Problem: Quote all of the data exactly as given. Skip every picture it contains.

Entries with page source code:
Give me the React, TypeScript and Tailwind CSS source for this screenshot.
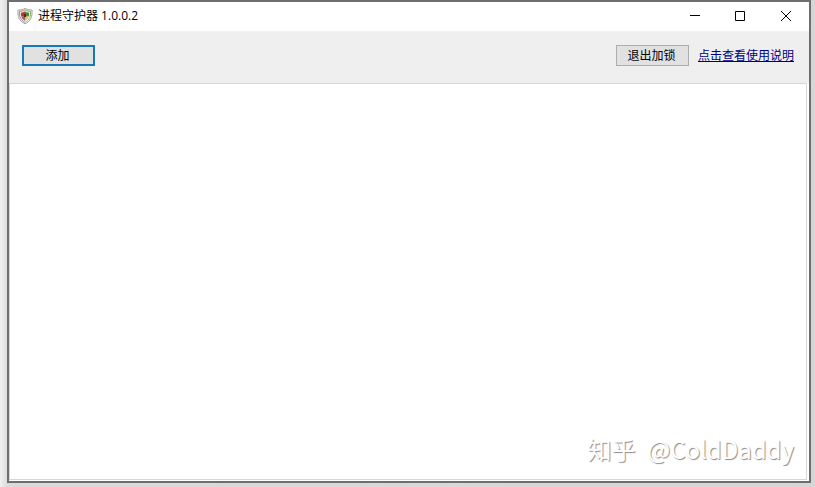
function ShieldIcon() {
  return (
    <svg viewBox="0 0 16 16" className="mb-px h-4 w-4 shrink-0" aria-hidden="true">
      <path d="M8 .4 C10 1.6 12.4 2 15 2 C15.6 8.5 13.6 13.2 8 15.8 C2.4 13.2 .4 8.5 1 2 C3.6 2 6 1.6 8 .4Z" fill="#f8f8f6" stroke="#999996" strokeWidth=".9" />
      {/* Coloured ring, one tint per quarter */}
      <g fill="none" strokeWidth=".9">
        <path d="M8 1.9 C6.2 3 4.4 3.3 2.5 3.4 C2.3 5.5 2.4 7 2.9 8.6" stroke="#c96a60" />
        <path d="M8 1.9 C9.8 3 11.6 3.3 13.5 3.4 C13.7 5.5 13.6 7 13.1 8.6" stroke="#6ea356" />
        <path d="M2.9 8.6 C3.6 11.2 5.3 13 8 14.3" stroke="#8f86bd" />
        <path d="M13.1 8.6 C12.4 11.2 10.7 13 8 14.3" stroke="#cdb850" />
      </g>
      {/* Core */}
      <path d="M8 3.5 C6.7 4.3 5.3 4.6 3.9 4.7 C3.8 6 3.9 7.2 4.2 8.4 H8Z" fill="#bd3a30" />
      <path d="M8 3.5 C9.3 4.3 10.7 4.6 12.1 4.7 C12.2 6 12.1 7.2 11.8 8.4 H8Z" fill="#4f8a38" />
      <path d="M4.2 8.4 H8 V12.8 C6 11.7 4.8 10.3 4.2 8.4Z" fill="#a15b62" />
      <path d="M8 8.4 H11.8 C11.2 10.3 10 11.7 8 12.8Z" fill="#dcc647" />
      <path d="M6.8 6 H9 V9 H6.8Z" fill="#4a2a1c" />
    </svg>
  );
}

function TitleBar() {
  return (
    <header className="flex h-[29px] items-center bg-white pl-2">
      <ShieldIcon />
      <h1 className="ml-1 flex-1 pb-px pl-px text-xs leading-4 text-black">进程守护器 1.0.0.2</h1>
      <div className="flex h-full">
        <button type="button" aria-label="最小化" className="flex w-[46px] items-center justify-center">
          <svg viewBox="0 0 11 11" className="h-[11px] w-[11px]" fill="none" stroke="#000">
            <path d="M0 4.5 H10" />
          </svg>
        </button>
        <button type="button" aria-label="最大化" className="flex w-[45px] items-center justify-center">
          <svg viewBox="0 0 11 11" className="h-[11px] w-[11px]" fill="none" stroke="#000">
            <path d="M.5 .5 H9.5 V9.5 H.5Z" />
          </svg>
        </button>
        <button type="button" aria-label="关闭" className="flex w-[46px] items-center justify-center">
          <svg viewBox="0 0 11 11" className="h-[11px] w-[11px]" fill="none" stroke="#000">
            <path d="M0 0 L10 10 M10 0 L0 10" />
          </svg>
        </button>
      </div>
    </header>
  );
}

function Toolbar() {
  return (
    <div className="flex h-[52px] items-center bg-[#efefef] pr-[15px] pb-[3px] pl-[13px]">
      <button type="button" className="h-[21px] w-[73px] border-2 border-[#1979b8] bg-[#e1e1e1] pr-0.5 text-xs leading-4 text-black">
        添加
      </button>
      <button type="button" className="ml-auto h-[21px] w-[73px] border border-[#adadad] bg-[#e1e1e1] pr-0.5 text-xs leading-4 text-black">
        退出加锁
      </button>
      <a href="#help" className="ml-[9px] text-xs leading-4 text-[#00007f] underline">
        点击查看使用说明
      </a>
    </div>
  );
}

export default function App() {
  return (
    <div className="flex min-h-screen bg-linear-to-r from-[#f1f1f1] from-0% via-[#dadada] via-1% to-[#d6d6d6] pr-1 pb-1 pl-[7px]">
      <div className="flex flex-1 flex-col border-2 border-[#6e6e6e] bg-white font-['Open_Sans','Noto_Sans_CJK_SC',sans-serif]">
        <TitleBar />
        <Toolbar />
        <main className="relative mr-[2px] mb-px flex-1 border border-[#d6d6d6] bg-white">
          {/* Watermark over the empty process list */}
          <p className="absolute right-3 bottom-3.5 flex gap-3 font-['Noto_Sans_CJK_SC',sans-serif] text-2xl leading-8 whitespace-nowrap text-white [text-shadow:1px_1px_1px_#8c8c8c]">
            <span>知乎</span>
            <span>@ColdDaddy</span>
          </p>
        </main>
      </div>
    </div>
  );
}
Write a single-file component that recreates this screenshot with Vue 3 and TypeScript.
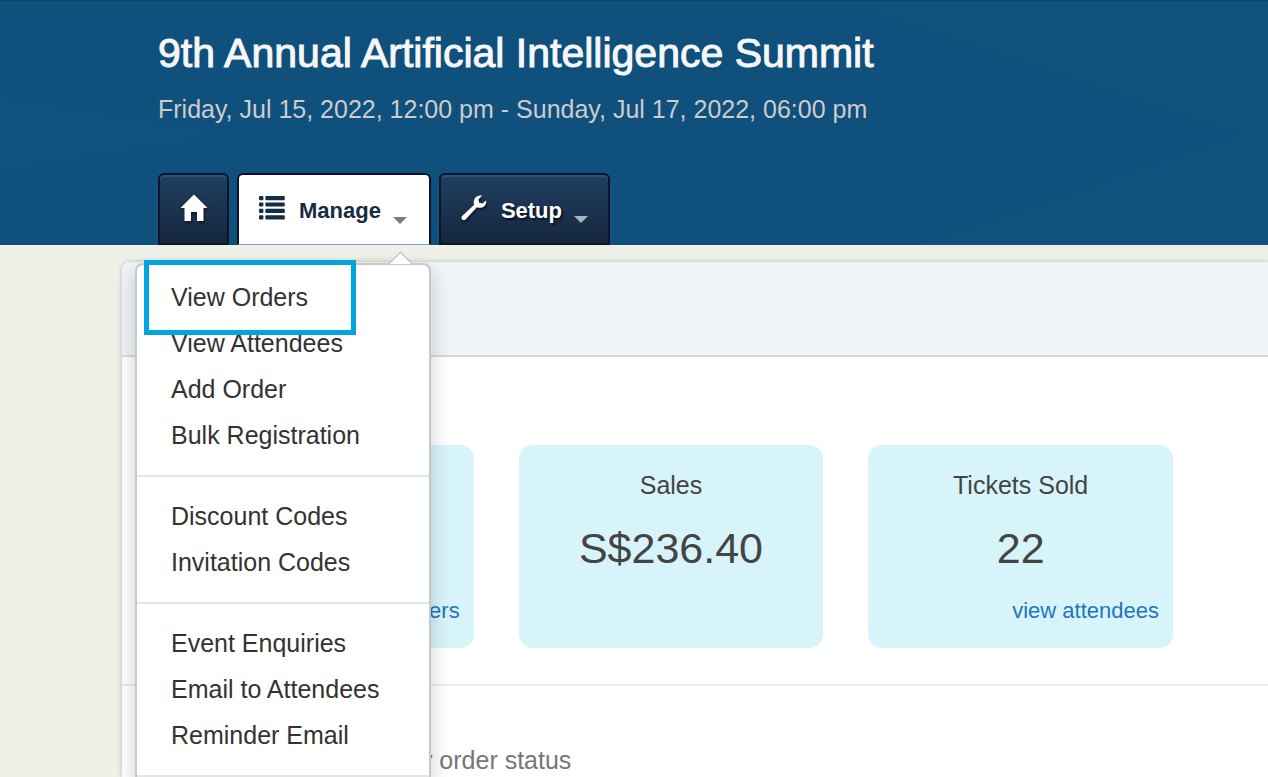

Answer to this problem:
Give me the React, TypeScript and Tailwind CSS source for this screenshot.
function ShieldIcon() {
  return (
    <svg viewBox="0 0 16 16" className="mb-px h-4 w-4 shrink-0" aria-hidden="true">
      <path d="M8 .4 C10 1.6 12.4 2 15 2 C15.6 8.5 13.6 13.2 8 15.8 C2.4 13.2 .4 8.5 1 2 C3.6 2 6 1.6 8 .4Z" fill="#f8f8f6" stroke="#999996" strokeWidth=".9" />
      {/* Coloured ring, one tint per quarter */}
      <g fill="none" strokeWidth=".9">
        <path d="M8 1.9 C6.2 3 4.4 3.3 2.5 3.4 C2.3 5.5 2.4 7 2.9 8.6" stroke="#c96a60" />
        <path d="M8 1.9 C9.8 3 11.6 3.3 13.5 3.4 C13.7 5.5 13.6 7 13.1 8.6" stroke="#6ea356" />
        <path d="M2.9 8.6 C3.6 11.2 5.3 13 8 14.3" stroke="#8f86bd" />
        <path d="M13.1 8.6 C12.4 11.2 10.7 13 8 14.3" stroke="#cdb850" />
      </g>
      {/* Core */}
      <path d="M8 3.5 C6.7 4.3 5.3 4.6 3.9 4.7 C3.8 6 3.9 7.2 4.2 8.4 H8Z" fill="#bd3a30" />
      <path d="M8 3.5 C9.3 4.3 10.7 4.6 12.1 4.7 C12.2 6 12.1 7.2 11.8 8.4 H8Z" fill="#4f8a38" />
      <path d="M4.2 8.4 H8 V12.8 C6 11.7 4.8 10.3 4.2 8.4Z" fill="#a15b62" />
      <path d="M8 8.4 H11.8 C11.2 10.3 10 11.7 8 12.8Z" fill="#dcc647" />
      <path d="M6.8 6 H9 V9 H6.8Z" fill="#4a2a1c" />
    </svg>
  );
}

function TitleBar() {
  return (
    <header className="flex h-[29px] items-center bg-white pl-2">
      <ShieldIcon />
      <h1 className="ml-1 flex-1 pb-px pl-px text-xs leading-4 text-black">进程守护器 1.0.0.2</h1>
      <div className="flex h-full">
        <button type="button" aria-label="最小化" className="flex w-[46px] items-center justify-center">
          <svg viewBox="0 0 11 11" className="h-[11px] w-[11px]" fill="none" stroke="#000">
            <path d="M0 4.5 H10" />
          </svg>
        </button>
        <button type="button" aria-label="最大化" className="flex w-[45px] items-center justify-center">
          <svg viewBox="0 0 11 11" className="h-[11px] w-[11px]" fill="none" stroke="#000">
            <path d="M.5 .5 H9.5 V9.5 H.5Z" />
          </svg>
        </button>
        <button type="button" aria-label="关闭" className="flex w-[46px] items-center justify-center">
          <svg viewBox="0 0 11 11" className="h-[11px] w-[11px]" fill="none" stroke="#000">
            <path d="M0 0 L10 10 M10 0 L0 10" />
          </svg>
        </button>
      </div>
    </header>
  );
}

function Toolbar() {
  return (
    <div className="flex h-[52px] items-center bg-[#efefef] pr-[15px] pb-[3px] pl-[13px]">
      <button type="button" className="h-[21px] w-[73px] border-2 border-[#1979b8] bg-[#e1e1e1] pr-0.5 text-xs leading-4 text-black">
        添加
      </button>
      <button type="button" className="ml-auto h-[21px] w-[73px] border border-[#adadad] bg-[#e1e1e1] pr-0.5 text-xs leading-4 text-black">
        退出加锁
      </button>
      <a href="#help" className="ml-[9px] text-xs leading-4 text-[#00007f] underline">
        点击查看使用说明
      </a>
    </div>
  );
}

export default function App() {
  return (
    <div className="flex min-h-screen bg-linear-to-r from-[#f1f1f1] from-0% via-[#dadada] via-1% to-[#d6d6d6] pr-1 pb-1 pl-[7px]">
      <div className="flex flex-1 flex-col border-2 border-[#6e6e6e] bg-white font-['Open_Sans','Noto_Sans_CJK_SC',sans-serif]">
        <TitleBar />
        <Toolbar />
        <main className="relative mr-[2px] mb-px flex-1 border border-[#d6d6d6] bg-white">
          {/* Watermark over the empty process list */}
          <p className="absolute right-3 bottom-3.5 flex gap-3 font-['Noto_Sans_CJK_SC',sans-serif] text-2xl leading-8 whitespace-nowrap text-white [text-shadow:1px_1px_1px_#8c8c8c]">
            <span>知乎</span>
            <span>@ColdDaddy</span>
          </p>
        </main>
      </div>
    </div>
  );
}
Write a single-file component that recreates this screenshot with Vue 3 and TypeScript.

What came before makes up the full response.